Both New York teams are heading into the Winter Meetings trying to fill needs on the pitching staff. It has been no secret that the Yankees are going all-in Vegas style for C.C. Sabathia, and on the other side that the Mets are looking at K-Rod to be their closer. However, each team could potentially benefit from signing some hitters. It has been reported that Sabathia, who would prefer to sign in California, is waiting to see if the Angels keep Teixeira because if not they could move in on him. In that case the Yankees could look at Teixeira. Not much has been mentioned about the Mets lineup, but Ben Shpigel addressed the idea of helping the Mets unbalanced lineup recently in his blog.
He makes a good point about the left-handedness of the Mets lineup. Although Reyes, Castillo, and Beltran hit from both sides, the other non-Wright regulars are lefty with Carlos Delgado, Brian Schneider, and Ryan Church. Getting a right-handed outfielder would normally seem like a pretty easy-ish task, but with Ibanez, Burrell, and Dunn all being lefties, if the Mets want to add a righty not named Manny it may have to come from something creative. Tatis was a nice story last year but he's no regular or even a semi regular. It'd be nice to see some of the youngins come up but like Shpigel mentions they're lefty.
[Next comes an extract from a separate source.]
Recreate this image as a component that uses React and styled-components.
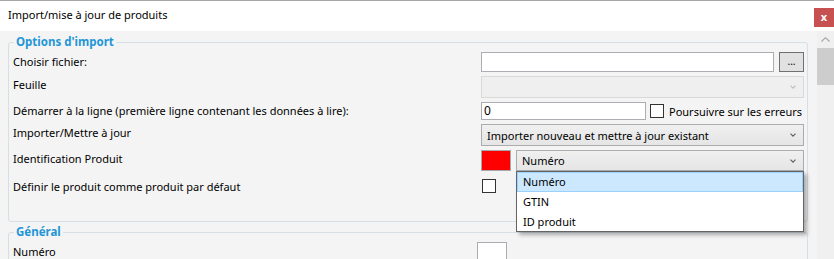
import styled, { createGlobalStyle } from "styled-components"

const GlobalStyle = createGlobalStyle`
  html, body {
    margin: 0;
    padding: 0;
    background: #f4f4f4;
  }
  body {
    font-family: "Noto Sans", "Segoe UI", sans-serif;
    font-size: 11px;
    color: #000;
  }
`

const Window = styled.div`
  width: 834px;
  height: 259px;
  overflow: hidden;
  border-top: 1px solid #a7a7a7;
  box-sizing: border-box;
  display: flex;
  flex-direction: column;
`
const TitleBar = styled.div`
  height: 30px;
  flex: none;
  background: #fff;
  display: flex;
  justify-content: space-between;
  padding-left: 8px;
`
const Title = styled.div`
  line-height: 30px;
  margin-top: -1px;
`
const CloseButton = styled.div`
  width: 20px;
  height: 19px;
  margin-top: 7px;
  background: #c75050;
  color: #fff;
  font-weight: bold;
  font-size: 11px;
  display: flex;
  align-items: center;
  justify-content: center;
  padding-bottom: 2px;
  box-sizing: border-box;
`
const Body = styled.div`
  flex: 1;
  display: flex;
  min-height: 0;
`
const Content = styled.div`
  flex: 1;
  min-width: 0;
  padding: 3px 9px 0 8px;
`
const Scrollbar = styled.div`
  width: 17px;
  flex: none;
  background: #f0f0f0;
  display: flex;
  flex-direction: column;
  align-items: stretch;
`
const ScrollArrow = styled.div`
  height: 17px;
  display: flex;
  align-items: center;
  justify-content: center;
`
const ScrollThumb = styled.div`
  height: 37px;
  background: #cdcdcd;
`
const Group = styled.fieldset`
  min-width: 0;
  margin: ${(p) => p.$top || 0}px 0 0 0;
  padding: 0 3px ${(p) => p.$pad || 0}px 4px;
  border: 1px solid #d5dfe6;
  border-radius: 3px;
`
const Legend = styled.legend`
  padding: 0 2px;
  margin-left: 1px;
  line-height: 16px;
  font-size: 11.5px;
  font-weight: bold;
  color: #1e96d7;
`
const Rows = styled.div`
  display: flex;
  flex-direction: column;
  gap: 4px;
  margin-top: 2px;
`
const Row = styled.div`
  display: grid;
  grid-template-columns: ${(p) => p.$label || 468}px minmax(0, 1fr);
  height: ${(p) => p.$h}px;
`
const Label = styled.div`
  line-height: 18px;
  margin-top: ${(p) => p.$dy || 0}px;
  white-space: nowrap;
`
const Controls = styled.div`
  display: flex;
  align-items: ${(p) => p.$align || "stretch"};
  gap: ${(p) => p.$gap || 0}px;
  position: relative;
  min-width: 0;
`
const TextBox = styled.div`
  box-sizing: border-box;
  border: 1px solid #abadb3;
  background: #fff;
  flex: ${(p) => (p.$w ? "none" : 1)};
  width: ${(p) => (p.$w ? p.$w + "px" : "auto")};
  padding-left: 2px;
  line-height: 16px;
  font-size: 12px;
`
const Browse = styled.div`
  width: 25px;
  flex: none;
  box-sizing: border-box;
  border: 1px solid #707070;
  background: #e1e1e1;
  text-align: center;
  font-size: 10px;
  line-height: 16px;
`
const Select = styled.div`
  flex: 1;
  min-width: 0;
  position: relative;
  box-sizing: border-box;
  border: 1px solid ${(p) => (p.$disabled ? "#d9d9d9" : "#acacac")};
  background: ${(p) =>
    p.$disabled ? "#efefef" : "linear-gradient(#f0f0f0, #e5e5e5)"};
  display: flex;
  align-items: center;
  justify-content: space-between;
  padding: 0 7px 0 5px;
`
const Swatch = styled.div`
  width: 30px;
  flex: none;
  box-sizing: border-box;
  border: 1px solid #a8a8a8;
  background: #ff0000;
`
const Check = styled.div`
  width: 14px;
  height: 14px;
  box-sizing: border-box;
  border: 1px solid #333;
  background: #fff;
  flex: none;
  margin: ${(p) => p.$m || 0};
`
const CheckText = styled.span`
  margin-left: 5px;
  white-space: nowrap;
`
const DropList = styled.div`
  position: absolute;
  top: calc(100% + 1px);
  left: -1px;
  right: -1px;
  height: 61px;
  box-sizing: border-box;
  border: 1px solid #646464;
  background: #fff;
  box-shadow: 3px 3px 4px rgba(0, 0, 0, 0.3);
  z-index: 2;
`
const Option = styled.div`
  height: 20px;
  box-sizing: border-box;
  line-height: 18px;
  padding-left: 5px;
  border: 1px solid ${(p) => (p.$active ? "#99d1ff" : "transparent")};
  background: ${(p) => (p.$active ? "#cce8ff" : "transparent")};
`

const Chevron = ({ color = "#606060" }) => (
  <svg width="6" height="4" viewBox="0 0 6 4">
    <polyline points="0.5,0.6 3,3.2 5.5,0.6" fill="none" stroke={color} strokeWidth="1.1" />
  </svg>
)

const App = () => {
  return (
    <>
      <GlobalStyle />
      <Window>
        <TitleBar>
          <Title>Import/mise à jour de produits</Title>
          <CloseButton>x</CloseButton>
        </TitleBar>
        <Body>
          <Content>
            <Group $pad={26}>
              <Legend>Options d'import</Legend>
              <Rows>
                <Row $h={20}>
                  <Label $dy={1}>Choisir fichier:</Label>
                  <Controls $gap={5}>
                    <TextBox />
                    <Browse>...</Browse>
                  </Controls>
                </Row>
                <Row $h={22}>
                  <Label>Feuille</Label>
                  <Controls>
                    <Select $disabled>
                      <span />
                      <Chevron color="#c0c0c0" />
                    </Select>
                  </Controls>
                </Row>
                <Row $h={18}>
                  <Label>Démarrer à la ligne (première ligne contenant les données à lire):</Label>
                  <Controls $align="center">
                    <TextBox $w={165}>0</TextBox>
                    <Check $m="0 0 0 4px" />
                    <CheckText>Poursuivre sur les erreurs</CheckText>
                  </Controls>
                </Row>
                <Row $h={22}>
                  <Label>Importer/Mettre à jour</Label>
                  <Controls>
                    <Select>
                      <span>Importer nouveau et mettre à jour existant</span>
                      <Chevron />
                    </Select>
                  </Controls>
                </Row>
                <Row $h={21}>
                  <Label>Identification Produit</Label>
                  <Controls $gap={5}>
                    <Swatch />
                    <Select>
                      <span>Numéro</span>
                      <Chevron />
                      <DropList>
                        <Option $active>Numéro</Option>
                        <Option>GTIN</Option>
                        <Option>ID produit</Option>
                      </DropList>
                    </Select>
                  </Controls>
                </Row>
                <Row $h={20}>
                  <Label $dy={3}>Définir le produit comme produit par défaut</Label>
                  <Controls $align="flex-start">
                    <Check $m="4px 0 0 1px" />
                  </Controls>
                </Row>
              </Rows>
            </Group>
            <Group $top={2}>
              <Legend>Général</Legend>
              <Rows>
                <Row $h={20} $label={464}>
                  <Label $dy={1}>Numéro</Label>
                  <Controls>
                    <TextBox $w={30} />
                  </Controls>
                </Row>
              </Rows>
            </Group>
          </Content>
          <Scrollbar>
            <ScrollArrow>
              <svg width="9" height="5" viewBox="0 0 9 5">
                <polyline points="0.5,4.5 4.5,0.7 8.5,4.5" fill="none" stroke="#a3a3a3" strokeWidth="1.1" />
              </svg>
            </ScrollArrow>
            <ScrollThumb />
          </Scrollbar>
        </Body>
      </Window>
    </>
  )
}

export default App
How imperative is it, Shpigel asks, that the Mets add a potent right-hander? Not something huge, but it's something. In the National League with more changes having an overload of lefties could hurt the Mets late in games, although not nearly as much as their relief. Let's face it, the Mets missed the playoffs because their healthy closer stunk when it mattered and his replacements were laughably worse. The Mets didn't miss the playoffs because they couldn't hit lefty specialists late in games. Both New York teams need to, like they are, focus on pitching. If that fails plan B can be hitting, but wasting any money or time now to tweak already good lineups shouldn't be part of the plan.